Hants, tak ale w Anglii za minium krajowe brutto możesz się bawić a w Polska to możesz zdechanć co najwyzej prawda...
Koszt silnika i wymiany to 4tys zł i można zrobić to w Warszawie.
Silnik do forda mondeo, poprzedniego TDCI, po hamowni, sprawdzony kosztował 6 tys pln a o wymianę przez grzeczność się nie pytałem. 4 tys za silnik i robotę to dużo za mało jak na Warszawę, w moim odczuciu.
Podejrzane że facet nie chce go naprawiać. \
A może tak inny silnik dało by się tam upchać bo ten 2,7 szukałem w necie ale ciężko taki znaleźć.

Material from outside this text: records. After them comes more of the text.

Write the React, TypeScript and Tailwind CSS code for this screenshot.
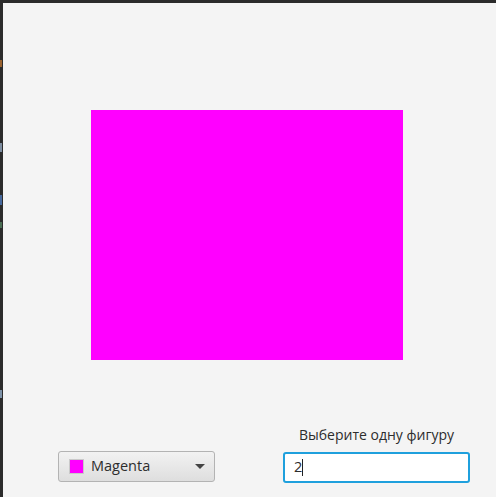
import React from "react";

export default function App() {
  return (
    <div
      className="relative w-[496px] h-[497px] bg-[#2b2b2b] pt-[3px] pl-[3px] overflow-hidden"
      style={{ fontFamily: '"Open Sans", "Noto Sans", sans-serif' }}
    >
      {/* left-edge artifacts from neighbouring window */}
      <div className="absolute left-0 top-[60px] w-[2px] h-[7px] bg-[#9a6330]" />
      <div className="absolute left-0 top-[143px] w-[2px] h-[9px] bg-[#7d8da0]" />
      <div className="absolute left-0 top-[195px] w-[2px] h-[10px] bg-[#46689c]" />
      <div className="absolute left-0 top-[222px] w-[2px] h-[6px] bg-[#4a6e54]" />
      <div className="absolute left-0 top-[390px] w-[2px] h-[8px] bg-[#7d92a8]" />

      <div className="w-full h-full bg-[#f4f4f4] flex flex-col">
        <div className="ml-[88px] mt-[107px] w-[312px] h-[250px] bg-[#ff00ff]" />

        <div className="flex items-end mt-[66px]">
          <div className="ml-[55px] mb-[1px] w-[157px] h-[31px] rounded-[3px] border border-[#b3b3b3] bg-gradient-to-b from-[#f2f2f2] to-[#dedede] flex items-center pl-[10px] pr-[9px]">
            <div className="w-[15px] h-[15px] bg-[#ff00ff] border border-[#c9c9c9]" />
            <span className="ml-[7px] text-[14.5px] text-[#2d2d2d] leading-none">Magenta</span>
            <div className="ml-auto w-0 h-0 border-l-[5px] border-r-[5px] border-t-[5px] border-l-transparent border-r-transparent border-t-[#444444]" />
          </div>

          <div className="ml-[68px] w-[187px] flex flex-col items-center">
            <div className="h-[18px] leading-[18px] text-[14px] text-[#2d2d2d]">Выберите одну фигуру</div>
            <div className="mt-[8px] w-[187px] h-[31px] rounded-[3px] border-2 border-[#1fa0dd] bg-white flex items-center pl-[9px]">
              <span className="text-[14.5px] text-[#2d2d2d] leading-none">2</span>
              <div className="w-px h-[17px] bg-[#222222]" />
            </div>
          </div>
        </div>
      </div>
    </div>
  );
}
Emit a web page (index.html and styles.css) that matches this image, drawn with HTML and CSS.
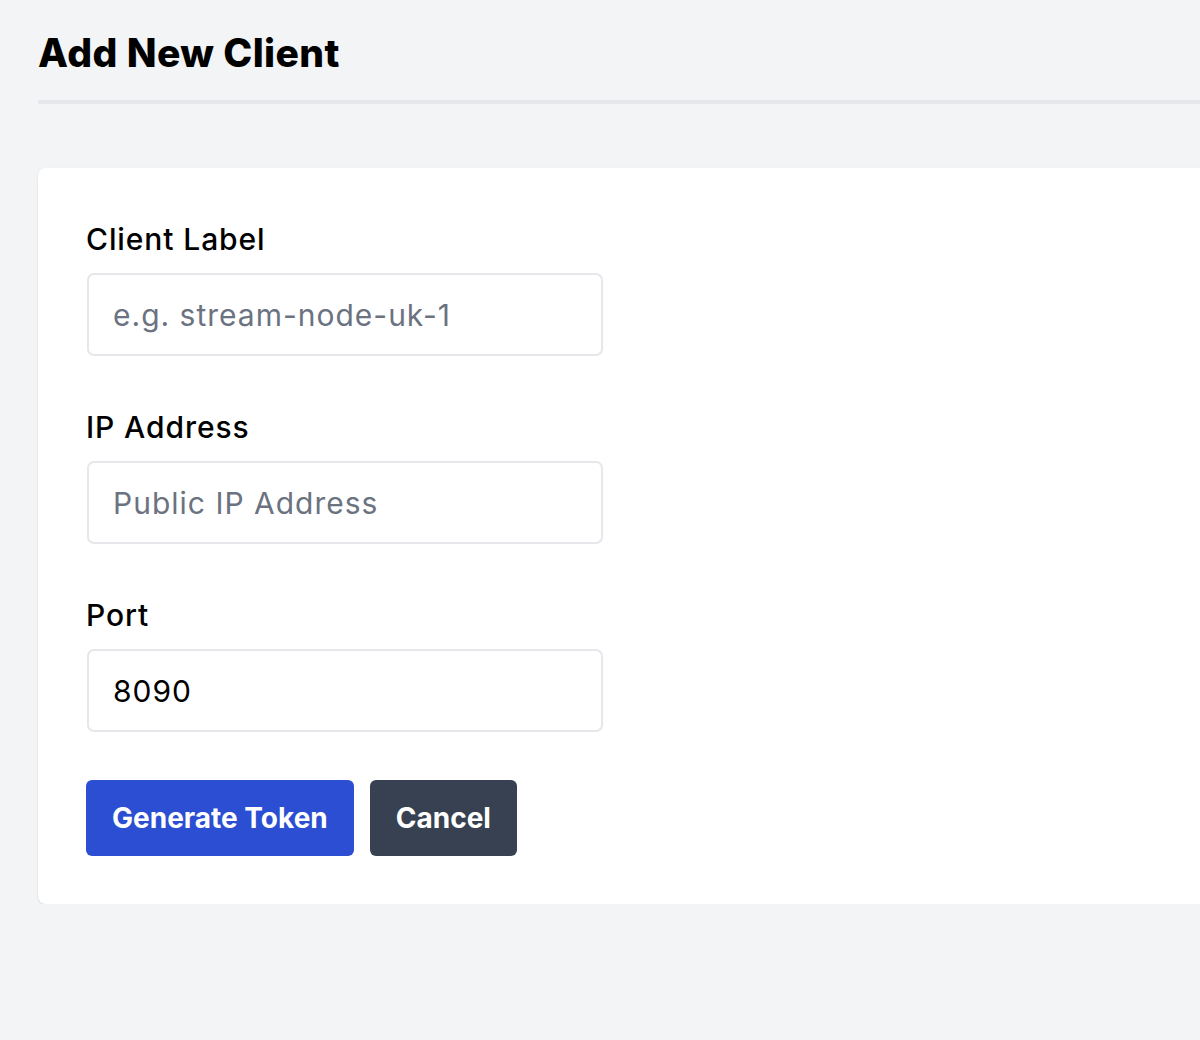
FILE: index.html
```html
<!DOCTYPE html>
<html lang="en">
<head>
<meta charset="utf-8">
<title>Add New Client</title>
<link rel="stylesheet" href="styles.css">
</head>
<body>
<main class="page">
  <header class="page-header">
    <h1 class="page-title">Add New Client</h1>
  </header>
  <section class="card">
    <form class="form">
      <div class="field">
        <label class="label" for="label">Client Label</label>
        <input class="input" id="label" type="text" placeholder="e.g. stream-node-uk-1">
      </div>
      <div class="field">
        <label class="label" for="ip">IP Address</label>
        <input class="input" id="ip" type="text" placeholder="Public IP Address">
      </div>
      <div class="field">
        <label class="label" for="port">Port</label>
        <input class="input" id="port" type="text" value="8090">
      </div>
      <div class="actions">
        <button type="button" class="btn btn-primary">Generate Token</button>
        <button type="button" class="btn btn-secondary">Cancel</button>
      </div>
    </form>
  </section>
</main>
</body>
</html>
```
FILE: styles.css
```css
html, body {
  margin: 0;
  padding: 0;
  background: #f3f4f6;
  overflow: hidden;
}
body {
  font-family: Inter, "Liberation Sans", sans-serif;
  color: #000;
}
.page {
  padding: 30px 0 0 38px;
  width: 1300px;
}
.page-header {
  padding-bottom: 24px;
  border-bottom: 4px solid #e5e7eb;
}
.page-title {
  margin: 0;
  font-size: 39px;
  line-height: 46px;
  font-weight: 800;
  letter-spacing: 0.4px;
}
.card {
  margin-top: 64px;
  background: #fff;
  border-radius: 8px;
  box-shadow: 0 1px 3px rgba(0,0,0,0.08), 0 1px 2px rgba(0,0,0,0.04);
  padding: 54px 48px 48px 48px;
}
.form {
  display: flex;
  flex-direction: column;
  align-items: flex-start;
}
.field {
  display: flex;
  flex-direction: column;
  margin-bottom: 54px;
}
.field:nth-child(3) {
  margin-bottom: 48px;
}
.label {
  font-size: 30px;
  line-height: 34px;
  font-weight: 500;
  letter-spacing: 0.9px;
  margin-bottom: 17px;
}
.input {
  box-sizing: border-box;
  width: 516px;
  height: 83px;
  margin-left: 1px;
  border: 2px solid #e5e7eb;
  border-radius: 7px;
  padding: 0 24px;
  font-family: Inter, "Liberation Sans", sans-serif;
  font-size: 30px;
  letter-spacing: 1px;
  color: #000;
  background: #fff;
  outline: none;
}
.input::placeholder {
  color: #6b7280;
}
.actions {
  display: flex;
  gap: 16px;
}
.btn {
  height: 76px;
  padding: 0 26px;
  border: none;
  border-radius: 6px;
  font-family: Inter, "Liberation Sans", sans-serif;
  font-size: 28px;
  font-weight: 700;
  color: #fff;
  cursor: pointer;
}
.btn-primary {
  background: #2b4ed2;
}
.btn-secondary {
  background: #374151;
}
```
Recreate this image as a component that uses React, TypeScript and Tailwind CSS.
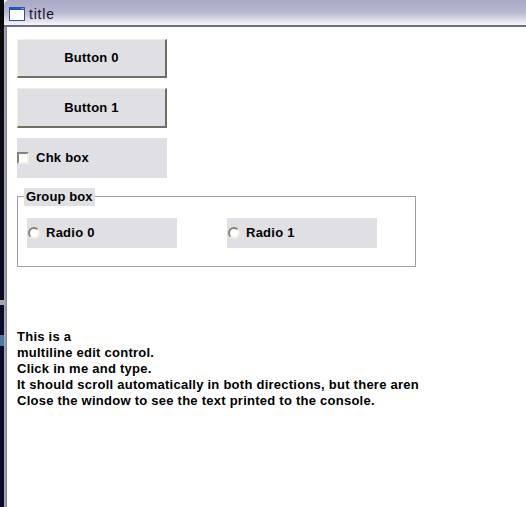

Gdyby to sie dało łatwo naprawić to na 100% koleś by to zrobił i dopiero sprzedawał. Osoba, ktora ma opór kasy nie jeździ zagazowaną sonatą. Mogę sie założyć, że jakiś większy serwis tego silnika to będzie kłopot i nerwy bo wcale tak dużo ich nie ma.
Jeżeli masz ochotę na sonatę to lepiej dozbieraj i kup na chodzie, sprawną albo sam sprowadź i będziesz wiedział co i jak. Tani, fajny, zagazowany samochód z rzekomo nie problematyczną usterką to nie jest coś co sie zdarza w Polska i nie jest wałem jakimś.
Każdy kto ma problemy z samochodem natychmiast się go pozbywa bez względu na to jaka to marka etc. Mój znajomy miał pandę od nowosci, przez 6 lat i 100tys i kiedy po raz 3 w ciągu 2 miesięcy trafil na lawetę to panda poszła na handel i kupił sobie nowego swifta bo nie chciał mieć zawodnego samochodu.